Fim de citação, mas de modo algum fim da confusão. E por uma razão muito simples: estamos em Março de 1987 e O Comércio do Porto vai de mal a pior. Primeiro, porque sendo um caso com pano para mangas - como disse o Sr. Secretário de Estado -, nem sequer se pegou nele pelos colarinhos; em segundo lugar, porque nem 115 000 contos foram repostos, nem o fundo de 150 000 contos foi aplicado. Aqui chegados, entramos, Sr. Presidente e Srs. Deputados, no chamado anedotário nacional.
É verdade, verdadíssima, que, de acordo com o tal despacho conjunto de 27 de Setembro de 1986, se determinou «A constituição no Banco Borges & Irmão, pelo Gabinete de Gestão do Fundo de Desemprego, de um fundo no montante de 150 000 contos, destinado a libertar um rendimento suficiente para suportar os encargos que ao Estado cumpre assumir no tocante às reformas antecipadas dos trabalhadores da empresa O Comércio do Porto, durante o período de 1986 a 1996, ou seja, até ao final do período excepcional decorrente da aplicação da citada Resolução n. º 52/84, de 26 de Dezembro». Novo fim de citação, outro começo de estupefacção.

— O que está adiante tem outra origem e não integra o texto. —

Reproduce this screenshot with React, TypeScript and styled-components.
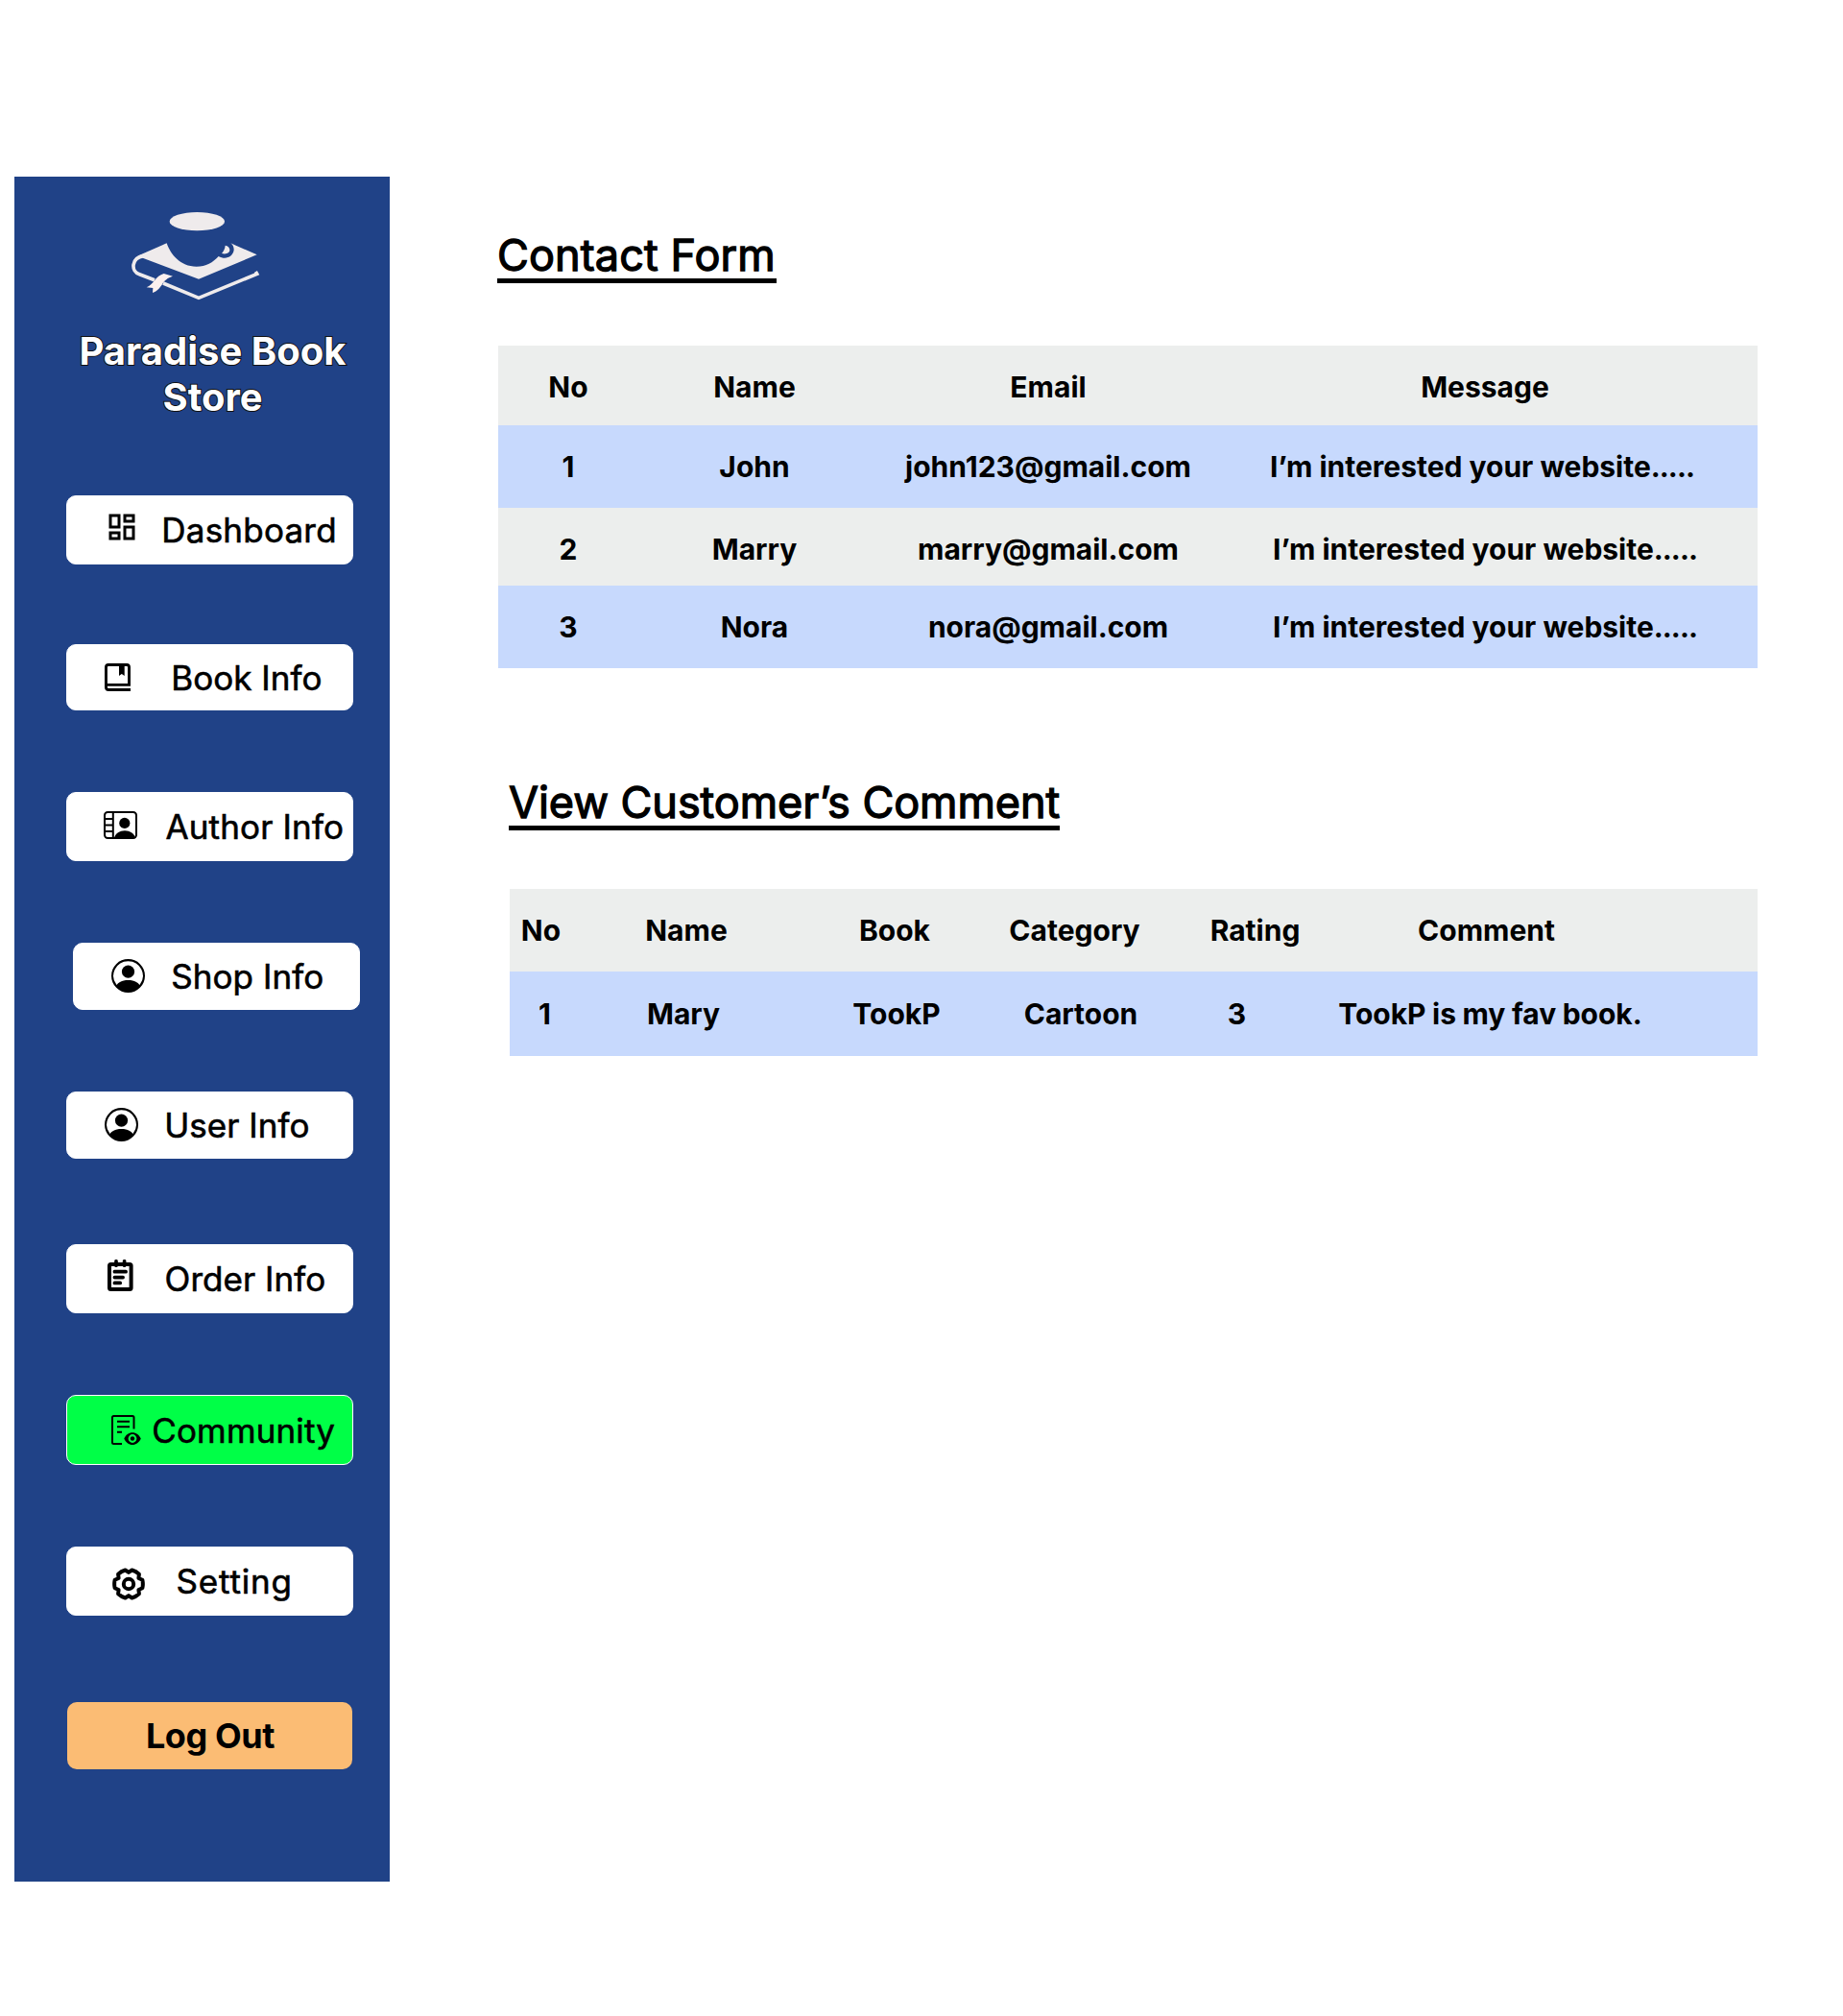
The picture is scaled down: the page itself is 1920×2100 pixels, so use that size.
import React from "react";
import styled, { createGlobalStyle } from "styled-components";
import { MdOutlineDashboard } from "react-icons/md";
import { BsPersonCircle } from "react-icons/bs";

const GlobalStyle = createGlobalStyle`
  *, *::before, *::after { box-sizing: border-box; }
  body { margin: 0; background: #fff; color: #000; font-family: Inter, "Liberation Sans", sans-serif; }
`;

const Page = styled.div`
  display: flex;
  align-items: flex-start;
  width: 1920px;
  height: 2100px;
  padding: 184px 89px 0 15px;
`;

const Sidebar = styled.aside`
  display: flex;
  flex-direction: column;
  flex: none;
  width: 391px;
  height: 1776px;
  padding: 33px 0 0 54px;
  background: #204287;
`;

const LogoSvg = styled.svg`
  display: block;
  flex: none;
  width: 140px;
  height: 100px;
  margin-left: 64px;
`;

const Brand = styled.h1`
  width: 305px;
  margin: 25px 0 78px;
  font-size: 40px;
  font-weight: 700;
  line-height: 48px;
  text-align: center;
  color: #fff;
  -webkit-text-stroke: 2px #111;
  paint-order: stroke fill;
`;

const Nav = styled.nav`
  display: flex;
  flex-direction: column;
`;

const NavButton = styled.a<{ $height: number; $after: number; $shift?: number; $start: number; $active?: boolean }>`
  display: flex;
  align-items: center;
  width: 299px;
  height: ${(p) => p.$height}px;
  margin: 0 0 ${(p) => p.$after}px ${(p) => p.$shift ?? 0}px;
  padding-left: ${(p) => p.$start - 1}px;
  border: 1px solid #fff;
  border-radius: 10px;
  background: ${(p) => (p.$active ? "#00ff47" : "#fff")};
  color: #000;
`;

const IconSlot = styled.span<{ $top: number; $gap: number }>`
  display: flex;
  flex: none;
  align-self: flex-start;
  margin: ${(p) => p.$top - 1}px ${(p) => p.$gap}px 0 0;
`;

const NavLabel = styled.span<{ $spacing: number }>`
  font-size: 35px;
  line-height: 44px;
  letter-spacing: ${(p) => p.$spacing}px;
  white-space: nowrap;
  -webkit-text-stroke: 0.6px #000;
`;

const LogOut = styled.button`
  width: 297px;
  height: 70px;
  margin-left: 1px;
  padding: 0 0 0 1px;
  border: 0;
  border-radius: 10px;
  background: #fbbc74;
  color: #000;
  font: 700 36px/44px Inter, "Liberation Sans", sans-serif;
  letter-spacing: -0.4px;
`;

const Main = styled.main`
  display: flex;
  flex-direction: column;
  padding: 57px 0 0 112px;
`;

const Section = styled.section<{ $indent: number; $after: number }>`
  display: flex;
  flex-direction: column;
  align-items: flex-start;
  margin: 0 0 ${(p) => p.$after}px ${(p) => p.$indent}px;
`;

const Heading = styled.h2<{ $after: number; $width: number; $spacing: number }>`
  width: ${(p) => p.$width}px;
  height: 54px;
  margin: 0 0 ${(p) => p.$after}px;
  border-bottom: 5px solid #000;
  font-size: 45px;
  font-weight: 400;
  line-height: 49px;
  letter-spacing: ${(p) => p.$spacing}px;
  white-space: nowrap;
  -webkit-text-stroke: 1.3px #000;
`;

const Table = styled.div`
  display: flex;
  flex-direction: column;
  margin-left: 1px;
`;

const Row = styled.div<{ $width: number; $height: number; $columns: string; $tinted?: boolean; $top?: number }>`
  display: grid;
  grid-template-columns: ${(p) => p.$columns};
  width: ${(p) => p.$width}px;
  height: ${(p) => p.$height}px;
  padding-top: ${(p) => p.$top ?? 25}px;
  background: ${(p) => (p.$tinted ? "#c7d9fd" : "#eceeed")};
  font-size: 30px;
  font-weight: 700;
  line-height: 36px;
  text-align: center;
  white-space: nowrap;
`;

const Cell = styled.span<{ $words?: number }>`
  word-spacing: ${(p) => p.$words ?? 0}px;
`;

const Dots = styled.span`
  letter-spacing: -1px;
`;

const Logo = () => (
  <LogoSvg viewBox="399 141 420 300" fill="none">
    <ellipse cx="616" cy="182" rx="86" ry="29" fill="#efebec" />
    <path
      d="M521 250C532 282 562 323 614 323C644 323 666 310 683 291C704 303 728 294 731 271C731 262 728 255 721 250L803 286L621 362L446 296L436 287Z"
      fill="#efebec"
    />
    <path d="M704 257C712 258 718 264 718 271C718 281 706 286 693 282C699 275 703 267 704 257Z" fill="#efebec" />
    <path d="M448 290C410 296 408 338 436 347L483 365M510 375L621 421L803 346L799 339" stroke="#efebec" strokeWidth="11" />
    <path d="M512 345L540 353C524 358 514 366 506 380C498 391 492 399 477 405L478 390L458 388C480 380 486 352 512 345Z" fill="#fdf1ef" />
  </LogoSvg>
);

const BookIcon = () => (
  <svg width="27" height="29" viewBox="0 0 27 29" fill="none" stroke="#000" strokeWidth="2.9">
    <path d="M27 27.5H4.2A2.8 2.8 0 0 1 1.45 24.7V3.9A2.5 2.5 0 0 1 3.9 1.45H23.1A2.5 2.5 0 0 1 25.5 3.9V22.4H2" />
    <path d="M15 2H20.7V13L17.8 11L15 13Z" fill="#000" stroke="none" />
  </svg>
);

const AuthorIcon = () => (
  <svg width="35" height="29" viewBox="0 0 35 29" fill="none" stroke="#000" strokeWidth="2">
    <rect x="1" y="1" width="33" height="27" rx="3.2" />
    <path d="M9.8 1V28M1 8H9.8M1 14.5H9.8M1 21H9.8" />
    <g fill="#000" stroke="none">
      <circle cx="21.8" cy="12.4" r="5.6" />
      <path d="M11 27.6C12.5 23 16.5 20.2 22 20.2C27.5 20.2 31.5 23 33 27.6Z" />
    </g>
  </svg>
);

const OrderIcon = () => (
  <svg width="27" height="33" viewBox="0 0 27 33" fill="none" stroke="#000" strokeWidth="3.7" strokeLinecap="round">
    <rect x="2" y="5" width="22.6" height="26" rx="1.5" strokeWidth="4" />
    <path d="M9 1.8V6.2M17.6 1.8V6.2M7.4 12.7H19.1M7.4 18.6H16.1M7.4 24.4H13.2" />
  </svg>
);

const CommunityIcon = () => (
  <svg width="31" height="31" viewBox="0 0 31 31" fill="none" stroke="#000" strokeWidth="2">
    <path d="M11 30H2.5A1.5 1.5 0 0 1 1 28.5V2.5A1.5 1.5 0 0 1 2.5 1H22A1.5 1.5 0 0 1 23.5 2.5V14.5M6 6.8H19M6 12.2H19M6 17.8H11" />
    <path
      d="M13.3 24.5C15 20.5 18.2 18.2 22 18.2S29 20.5 30.8 24.5C29 28.6 25.8 31 22 31S15 28.6 13.3 24.5ZM22 20.1A4.4 4.4 0 1 0 22 28.900A4.4 4.4 0 1 0 22 20.1Z"
      fill="#000"
      fillRule="evenodd"
      stroke="none"
    />
    <circle cx="22" cy="24.5" r="2.2" fill="#000" stroke="none" />
  </svg>
);

const SettingIcon = () => (
  <svg width="34" height="34" viewBox="-17 -17 34 34" fill="none" stroke="#000" strokeWidth="4" strokeLinejoin="round">
    <path d="M14.4 -4.2Q15.3 0 14.4 4.2L10.4 6L10.9 10.3Q7.700 13.300 3.500 14.500L0 12.100L-3.500 14.500Q-7.700 13.300 -10.900 10.300L-10.400 6L-14.400 4.200Q-15.300 0 -14.400 -4.200L-10.400 -6L-10.900 -10.300Q-7.700 -13.300 -3.500 -14.500L0 -12.100L3.500 -14.500Q7.700 -13.300 10.900 -10.300L10.400 -6Z" />
    <circle r="5.2" />
  </svg>
);

const navItems = [
  { label: "Dashboard", icon: <MdOutlineDashboard size={36} />, height: 72, after: 83, start: 39.5, top: 14.5, gap: 23.8, spacing: 0.22 },
  { label: "Book Info", icon: <BookIcon />, height: 69, after: 85, start: 40, top: 20, gap: 42.3, spacing: 0.02 },
  { label: "Author Info", icon: <AuthorIcon />, height: 72, after: 85, start: 39, top: 20.3, gap: 29.4, spacing: 0.16 },
  { label: "Shop Info", icon: <BsPersonCircle size={35} />, height: 70, after: 85, shift: 7, start: 40, top: 17.3, gap: 27.3, spacing: 0.06 },
  { label: "User Info", icon: <BsPersonCircle size={35} />, height: 70, after: 89, start: 40, top: 17.2, gap: 27.3, spacing: 0.02 },
  { label: "Order Info", icon: <OrderIcon />, height: 72, after: 85, start: 43, top: 15.8, gap: 32.6, spacing: 0.05 },
  { label: "Community", icon: <CommunityIcon />, height: 73, after: 85, start: 47, top: 21, gap: 11.3, spacing: 0.13, active: true },
  { label: "Setting", icon: <SettingIcon />, height: 72, after: 90, start: 48.4, top: 22.4, gap: 32.2, spacing: 0.8 },
];

const message = (
  <>
    I’m interested your website<Dots>.....</Dots>
  </>
);

const contactColumns = "146px 242px 370px 540px";
const contactRows = [
  { height: 83, columns: contactColumns, cells: ["No", "Name", "Email", "Message"] },
  { height: 86, columns: "146px 242px 370px 534px", tinted: true, cells: ["1", "John", "john123@gmail.com", message] },
  { height: 81, columns: contactColumns, cells: ["2", "Marry", "marry@gmail.com", message] },
  { height: 86, columns: contactColumns, tinted: true, cells: ["3", "Nora", "nora@gmail.com", message] },
];

const commentRows = [
  { height: 86, top: 25, columns: "65px 238px 196px 179px 197px 285px", cells: ["No", "Name", "Book", "Category", "Rating", "Comment"] },
  { height: 88, top: 26, columns: "73px 216px 228px 156px 169px 359px", tinted: true, cells: ["1", "Mary", "TookP", "Cartoon", "3", "TookP is my fav book."] },
];

export default function App() {
  return (
    <>
      <GlobalStyle />
      <Page>
        <Sidebar>
          <Logo />
          <Brand>Paradise Book Store</Brand>
          <Nav>
            {navItems.map((n) => (
              <NavButton key={n.label} $height={n.height} $after={n.after} $shift={n.shift} $start={n.start} $active={n.active}>
                <IconSlot $top={n.top} $gap={n.gap}>{n.icon}</IconSlot>
                <NavLabel $spacing={n.spacing}>{n.label}</NavLabel>
              </NavButton>
            ))}
          </Nav>
          <LogOut>Log Out</LogOut>
        </Sidebar>
        <Main>
          <Section $indent={0} $after={115}>
            <Heading $width={291} $after={65} $spacing={0.1}>Contact Form</Heading>
            <Table>
              {contactRows.map((r, i) => (
                <Row key={i} $width={1312} $height={r.height} $columns={r.columns} $tinted={r.tinted}>
                  {r.cells.map((c, j) => <Cell key={j}>{c}</Cell>)}
                </Row>
              ))}
            </Table>
          </Section>
          <Section $indent={12} $after={0}>
            <Heading $width={574} $after={61} $spacing={-0.06}>View Customer’s Comment</Heading>
            <Table>
              {commentRows.map((r, i) => (
                <Row key={i} $width={1300} $height={r.height} $columns={r.columns} $tinted={r.tinted} $top={r.top}>
                  {r.cells.map((c, j) => <Cell key={j} $words={-0.6}>{c}</Cell>)}
                </Row>
              ))}
            </Table>
          </Section>
        </Main>
      </Page>
    </>
  );
}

Sr. Presidente, Srs. Deputados: O poeta Reiner Maria Rilke começa por dizer, creio que logo na primeira das suas Elegias: «Eu também tenho os meus mortos e eles falam-me.»
O Governo vai mais longe: também tem os seus mortos mas ressuscita-os, mantém contactos com o Além, acredita na metempsicose, põe os mortos a gerir a rés pública. De outro modo, como compreender que, em Setembro de 1986, encarregue o Gabinete de Gestão do Fundo de Desemprego de constituir um Fundo de 150 000 contos em favor de O Comércio do Porto, quando extinguiu esse mesmo Gabinete de Gestão pelo Decreto-Lei n.º 40/86, de 4 de Março? Que conclusão tirar deste bruxedo, desta autêntica trapalhada? O que se passa afinal e com que intenções? Um jornal em situação grave é mantido na tenda de um oxigénio que se promete e não se dá, são-lhe diagnosticados os males maiores e é o próprio médico (o Governo) que brinca com o resto da saúde do doente, apertando-lhe o gasganete. Enquanto isso, o Sr. Secretario de Estado Marques Mendes está convencido, e procura convencer os outros, de que o coxo tem pernas para andar.
Tudo isto daria para rir, Sr. Presidente e Srs. Deputados, se não estivesse em causa o jornal diário mais antigo do País e se não se estivesse a jogar com o presente e o futuro de 518 trabalhadores.

Aplausos do PRD, do PS, do PCP, do CDS e do MDP/CDE.